Give all of the lines again, with nothing added or dropped.

━━━━━━━━━━━━━━━━━━━━

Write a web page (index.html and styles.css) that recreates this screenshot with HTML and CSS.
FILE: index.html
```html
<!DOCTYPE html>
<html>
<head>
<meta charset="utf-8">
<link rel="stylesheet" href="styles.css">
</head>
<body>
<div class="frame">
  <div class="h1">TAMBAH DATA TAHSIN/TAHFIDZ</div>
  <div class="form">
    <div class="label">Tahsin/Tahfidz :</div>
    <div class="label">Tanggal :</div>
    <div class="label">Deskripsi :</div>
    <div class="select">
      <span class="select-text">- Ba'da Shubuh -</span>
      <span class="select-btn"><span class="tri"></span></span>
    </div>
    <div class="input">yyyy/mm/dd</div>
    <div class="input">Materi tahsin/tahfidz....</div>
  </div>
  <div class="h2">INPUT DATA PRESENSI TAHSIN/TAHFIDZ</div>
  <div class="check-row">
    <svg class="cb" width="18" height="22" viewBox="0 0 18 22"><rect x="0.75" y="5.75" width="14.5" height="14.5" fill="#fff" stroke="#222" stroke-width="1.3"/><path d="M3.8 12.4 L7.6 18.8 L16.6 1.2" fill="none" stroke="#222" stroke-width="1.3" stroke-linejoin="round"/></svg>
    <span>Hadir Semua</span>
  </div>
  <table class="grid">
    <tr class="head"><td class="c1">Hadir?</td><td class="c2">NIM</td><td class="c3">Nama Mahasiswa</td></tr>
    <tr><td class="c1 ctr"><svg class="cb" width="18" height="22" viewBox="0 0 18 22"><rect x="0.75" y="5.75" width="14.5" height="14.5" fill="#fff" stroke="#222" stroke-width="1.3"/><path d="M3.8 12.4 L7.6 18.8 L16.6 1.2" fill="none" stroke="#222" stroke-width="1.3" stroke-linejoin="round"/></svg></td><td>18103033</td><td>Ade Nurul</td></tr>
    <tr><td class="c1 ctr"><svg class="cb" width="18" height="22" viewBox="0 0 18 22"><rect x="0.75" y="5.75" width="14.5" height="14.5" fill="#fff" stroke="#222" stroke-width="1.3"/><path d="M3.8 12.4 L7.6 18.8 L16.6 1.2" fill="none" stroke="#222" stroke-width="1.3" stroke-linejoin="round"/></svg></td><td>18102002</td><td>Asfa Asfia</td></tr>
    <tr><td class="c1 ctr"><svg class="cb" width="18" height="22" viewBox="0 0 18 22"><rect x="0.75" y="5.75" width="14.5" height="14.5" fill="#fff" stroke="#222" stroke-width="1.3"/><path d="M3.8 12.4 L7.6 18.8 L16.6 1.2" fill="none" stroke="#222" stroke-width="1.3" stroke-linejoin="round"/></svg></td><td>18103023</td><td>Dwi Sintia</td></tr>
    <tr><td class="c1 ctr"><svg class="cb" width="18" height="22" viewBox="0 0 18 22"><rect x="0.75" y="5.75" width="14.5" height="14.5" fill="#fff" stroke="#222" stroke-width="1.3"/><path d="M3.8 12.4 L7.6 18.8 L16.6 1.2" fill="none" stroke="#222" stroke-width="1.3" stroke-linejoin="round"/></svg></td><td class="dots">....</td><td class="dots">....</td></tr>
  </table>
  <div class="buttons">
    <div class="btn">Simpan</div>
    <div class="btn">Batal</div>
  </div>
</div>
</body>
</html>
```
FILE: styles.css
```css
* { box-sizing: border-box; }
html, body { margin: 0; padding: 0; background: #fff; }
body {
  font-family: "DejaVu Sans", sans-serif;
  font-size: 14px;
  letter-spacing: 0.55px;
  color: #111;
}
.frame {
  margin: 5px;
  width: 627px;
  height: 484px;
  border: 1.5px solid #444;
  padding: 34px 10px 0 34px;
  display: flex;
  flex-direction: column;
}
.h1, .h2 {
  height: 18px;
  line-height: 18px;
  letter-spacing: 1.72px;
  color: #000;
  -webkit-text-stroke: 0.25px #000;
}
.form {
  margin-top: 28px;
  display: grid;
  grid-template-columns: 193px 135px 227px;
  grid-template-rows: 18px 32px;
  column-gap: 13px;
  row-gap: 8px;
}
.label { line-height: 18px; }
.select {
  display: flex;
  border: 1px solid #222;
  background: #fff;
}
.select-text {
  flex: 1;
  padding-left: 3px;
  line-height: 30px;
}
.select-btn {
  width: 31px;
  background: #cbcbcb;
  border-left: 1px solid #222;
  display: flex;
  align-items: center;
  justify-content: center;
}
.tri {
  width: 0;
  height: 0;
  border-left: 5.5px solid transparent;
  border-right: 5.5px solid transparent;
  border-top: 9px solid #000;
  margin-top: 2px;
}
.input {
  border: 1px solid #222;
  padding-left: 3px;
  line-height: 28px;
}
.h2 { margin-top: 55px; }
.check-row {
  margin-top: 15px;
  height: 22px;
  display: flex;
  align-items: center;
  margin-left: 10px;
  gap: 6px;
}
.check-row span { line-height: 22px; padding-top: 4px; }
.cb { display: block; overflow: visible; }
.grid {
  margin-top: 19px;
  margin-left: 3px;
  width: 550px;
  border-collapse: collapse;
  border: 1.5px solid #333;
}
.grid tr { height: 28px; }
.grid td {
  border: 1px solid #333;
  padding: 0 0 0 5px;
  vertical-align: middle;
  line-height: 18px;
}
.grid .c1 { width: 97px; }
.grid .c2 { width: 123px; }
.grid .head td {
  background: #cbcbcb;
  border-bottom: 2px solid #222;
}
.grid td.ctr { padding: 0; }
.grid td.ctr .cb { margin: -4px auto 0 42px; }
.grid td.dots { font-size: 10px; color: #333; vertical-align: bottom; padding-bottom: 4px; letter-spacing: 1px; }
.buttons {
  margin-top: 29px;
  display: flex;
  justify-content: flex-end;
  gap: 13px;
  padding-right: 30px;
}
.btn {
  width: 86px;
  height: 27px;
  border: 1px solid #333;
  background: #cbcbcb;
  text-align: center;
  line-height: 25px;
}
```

━━━━━━━━━━━━━━━━━━━━

-- Written answer --
Write a web page (index.html and styles.css) that recreates this screenshot with HTML and CSS.
FILE: index.html
```html
<!DOCTYPE html>
<html>
<head>
<meta charset="utf-8">
<link rel="stylesheet" href="styles.css">
</head>
<body>
<div class="frame">
  <div class="h1">TAMBAH DATA TAHSIN/TAHFIDZ</div>
  <div class="form">
    <div class="label">Tahsin/Tahfidz :</div>
    <div class="label">Tanggal :</div>
    <div class="label">Deskripsi :</div>
    <div class="select">
      <span class="select-text">- Ba'da Shubuh -</span>
      <span class="select-btn"><span class="tri"></span></span>
    </div>
    <div class="input">yyyy/mm/dd</div>
    <div class="input">Materi tahsin/tahfidz....</div>
  </div>
  <div class="h2">INPUT DATA PRESENSI TAHSIN/TAHFIDZ</div>
  <div class="check-row">
    <svg class="cb" width="18" height="22" viewBox="0 0 18 22"><rect x="0.75" y="5.75" width="14.5" height="14.5" fill="#fff" stroke="#222" stroke-width="1.3"/><path d="M3.8 12.4 L7.6 18.8 L16.6 1.2" fill="none" stroke="#222" stroke-width="1.3" stroke-linejoin="round"/></svg>
    <span>Hadir Semua</span>
  </div>
  <table class="grid">
    <tr class="head"><td class="c1">Hadir?</td><td class="c2">NIM</td><td class="c3">Nama Mahasiswa</td></tr>
    <tr><td class="c1 ctr"><svg class="cb" width="18" height="22" viewBox="0 0 18 22"><rect x="0.75" y="5.75" width="14.5" height="14.5" fill="#fff" stroke="#222" stroke-width="1.3"/><path d="M3.8 12.4 L7.6 18.8 L16.6 1.2" fill="none" stroke="#222" stroke-width="1.3" stroke-linejoin="round"/></svg></td><td>18103033</td><td>Ade Nurul</td></tr>
    <tr><td class="c1 ctr"><svg class="cb" width="18" height="22" viewBox="0 0 18 22"><rect x="0.75" y="5.75" width="14.5" height="14.5" fill="#fff" stroke="#222" stroke-width="1.3"/><path d="M3.8 12.4 L7.6 18.8 L16.6 1.2" fill="none" stroke="#222" stroke-width="1.3" stroke-linejoin="round"/></svg></td><td>18102002</td><td>Asfa Asfia</td></tr>
    <tr><td class="c1 ctr"><svg class="cb" width="18" height="22" viewBox="0 0 18 22"><rect x="0.75" y="5.75" width="14.5" height="14.5" fill="#fff" stroke="#222" stroke-width="1.3"/><path d="M3.8 12.4 L7.6 18.8 L16.6 1.2" fill="none" stroke="#222" stroke-width="1.3" stroke-linejoin="round"/></svg></td><td>18103023</td><td>Dwi Sintia</td></tr>
    <tr><td class="c1 ctr"><svg class="cb" width="18" height="22" viewBox="0 0 18 22"><rect x="0.75" y="5.75" width="14.5" height="14.5" fill="#fff" stroke="#222" stroke-width="1.3"/><path d="M3.8 12.4 L7.6 18.8 L16.6 1.2" fill="none" stroke="#222" stroke-width="1.3" stroke-linejoin="round"/></svg></td><td class="dots">....</td><td class="dots">....</td></tr>
  </table>
  <div class="buttons">
    <div class="btn">Simpan</div>
    <div class="btn">Batal</div>
  </div>
</div>
</body>
</html>
```
FILE: styles.css
```css
* { box-sizing: border-box; }
html, body { margin: 0; padding: 0; background: #fff; }
body {
  font-family: "DejaVu Sans", sans-serif;
  font-size: 14px;
  letter-spacing: 0.55px;
  color: #111;
}
.frame {
  margin: 5px;
  width: 627px;
  height: 484px;
  border: 1.5px solid #444;
  padding: 34px 10px 0 34px;
  display: flex;
  flex-direction: column;
}
.h1, .h2 {
  height: 18px;
  line-height: 18px;
  letter-spacing: 1.72px;
  color: #000;
  -webkit-text-stroke: 0.25px #000;
}
.form {
  margin-top: 28px;
  display: grid;
  grid-template-columns: 193px 135px 227px;
  grid-template-rows: 18px 32px;
  column-gap: 13px;
  row-gap: 8px;
}
.label { line-height: 18px; }
.select {
  display: flex;
  border: 1px solid #222;
  background: #fff;
}
.select-text {
  flex: 1;
  padding-left: 3px;
  line-height: 30px;
}
.select-btn {
  width: 31px;
  background: #cbcbcb;
  border-left: 1px solid #222;
  display: flex;
  align-items: center;
  justify-content: center;
}
.tri {
  width: 0;
  height: 0;
  border-left: 5.5px solid transparent;
  border-right: 5.5px solid transparent;
  border-top: 9px solid #000;
  margin-top: 2px;
}
.input {
  border: 1px solid #222;
  padding-left: 3px;
  line-height: 28px;
}
.h2 { margin-top: 55px; }
.check-row {
  margin-top: 15px;
  height: 22px;
  display: flex;
  align-items: center;
  margin-left: 10px;
  gap: 6px;
}
.check-row span { line-height: 22px; padding-top: 4px; }
.cb { display: block; overflow: visible; }
.grid {
  margin-top: 19px;
  margin-left: 3px;
  width: 550px;
  border-collapse: collapse;
  border: 1.5px solid #333;
}
.grid tr { height: 28px; }
.grid td {
  border: 1px solid #333;
  padding: 0 0 0 5px;
  vertical-align: middle;
  line-height: 18px;
}
.grid .c1 { width: 97px; }
.grid .c2 { width: 123px; }
.grid .head td {
  background: #cbcbcb;
  border-bottom: 2px solid #222;
}
.grid td.ctr { padding: 0; }
.grid td.ctr .cb { margin: -4px auto 0 42px; }
.grid td.dots { font-size: 10px; color: #333; vertical-align: bottom; padding-bottom: 4px; letter-spacing: 1px; }
.buttons {
  margin-top: 29px;
  display: flex;
  justify-content: flex-end;
  gap: 13px;
  padding-right: 30px;
}
.btn {
  width: 86px;
  height: 27px;
  border: 1px solid #333;
  background: #cbcbcb;
  text-align: center;
  line-height: 25px;
}
```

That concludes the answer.